The Sergeant indicated to me that the Homeowners Association has no plans underway, and they have no intention of restricting trail access to hikers and bicycles. Their main concern is the restriction of motor vehicle access (if indeed you have been driving in and parking anywhere along this utility easement, that is the problem. Do not park there, you will be cited.).
Sgt. Kranz has been speaking with certain individuals (one of whom was affirmed as “Jim”, who videotaped us a week or so ago). The sergeant indicated that it is the goal of these individuals to restrict all access… But again that is not the position of the Homeowners Association nor Oro Valley Police Department.
In other words, if you want to drive in to the State Land, get an Arizona State Land Trust permit and drive in via Rail X Rd. in north Catalina.
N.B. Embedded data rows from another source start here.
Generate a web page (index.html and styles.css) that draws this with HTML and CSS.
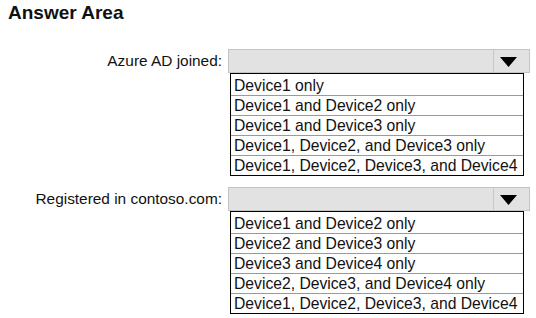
FILE: index.html
```html
<!DOCTYPE html>
<html>
<head>
<meta charset="utf-8">
<link rel="stylesheet" href="styles.css">
</head>
<body>
<h1 class="title">Answer Area</h1>
<div class="area">
  <div class="label">Azure AD joined:</div>
  <div class="control">
    <div class="dropdown">
      <div class="field"></div>
      <div class="btn"><svg width="17" height="10" viewBox="0 0 17 10"><polygon points="0,0 17,0 8.5,10" fill="#000"/></svg></div>
    </div>
    <ul class="options">
      <li>Device1 only</li>
      <li>Device1 and Device2 only</li>
      <li>Device1 and Device3 only</li>
      <li>Device1, Device2, and Device3 only</li>
      <li>Device1, Device2, Device3, and Device4</li>
    </ul>
  </div>

  <div class="label">Registered in contoso.com:</div>
  <div class="control">
    <div class="dropdown">
      <div class="field"></div>
      <div class="btn"><svg width="17" height="10" viewBox="0 0 17 10"><polygon points="0,0 17,0 8.5,10" fill="#000"/></svg></div>
    </div>
    <ul class="options">
      <li>Device1 and Device2 only</li>
      <li>Device2 and Device3 only</li>
      <li>Device3 and Device4 only</li>
      <li>Device2, Device3, and Device4 only</li>
      <li>Device1, Device2, Device3, and Device4</li>
    </ul>
  </div>
</div>
</body>
</html>
```
FILE: styles.css
```css
html, body {
  margin: 0;
  padding: 0;
  background: #fff;
}
body {
  font-family: "Liberation Sans", Arial, sans-serif;
  color: #111;
  width: 536px;
  height: 318px;
  overflow: hidden;
}
.title {
  margin: 0;
  padding: 2px 0 0 8px;
  font-size: 19px;
  line-height: 22px;
  font-weight: bold;
  height: 25px;
}
.area {
  display: grid;
  grid-template-columns: 228px 302px;
  row-gap: 11px;
  margin-top: 22px;
}
.label {
  text-align: right;
  padding-right: 6px;
  font-size: 15.4px;
  line-height: 24px;
  height: 24px;
}
.dropdown {
  display: flex;
  height: 24px;
  box-sizing: border-box;
  border: 1px solid #c4c4c4;
  background: #e2e2e2;
}
.field {
  flex: 1;
}
.btn {
  width: 36px;
  border-left: 1px solid #c8c8c8;
  display: flex;
  align-items: center;
  padding-left: 6px;
  box-sizing: border-box;
}
.btn svg {
  display: block;
  margin-top: 2px;
}
.options {
  list-style: none;
  margin: 0 0 0 2px;
  padding: 0;
  width: 294px;
  box-sizing: border-box;
  border: 1px solid #000;
}
.options li {
  height: 19px;
  line-height: 19px;
  font-size: 15.7px;
  padding-left: 3px;
  border-top: 1px solid #9a9a9a;
  white-space: nowrap;
}
.options li:first-child {
  border-top: none;
  height: 21px;
  line-height: 23px;
}
```
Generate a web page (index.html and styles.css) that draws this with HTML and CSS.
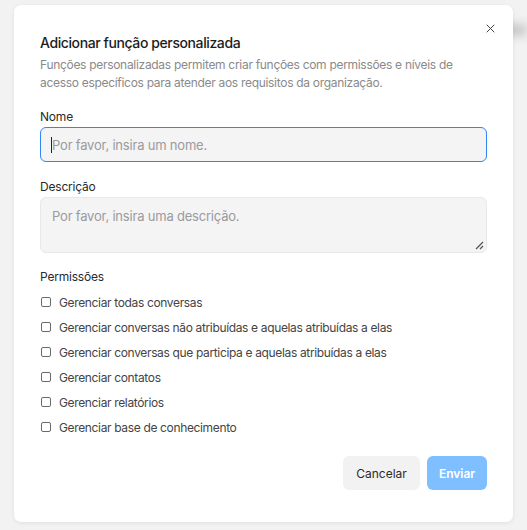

Sgt. Kranz affirmed that as long as we parked in public parking areas, such as the official Honeybee Trail Parking Lot (west of the trail access), or the public bank/police substation parking lot (east of the utility easement), and we rode our bikes or walked through the public areas of that easement that nobody will be cited for trespassing.
Please pay attention to posted signs. If you witness any suspicious behavior please contact 911 - for example last January there appeared to be an issue with a buried PVC pipe – these should be directed to the Oro Valley Police Department.
I am continuing to follow up on this with the Oro Valley parks and recreation director, and will advise based on that discussion.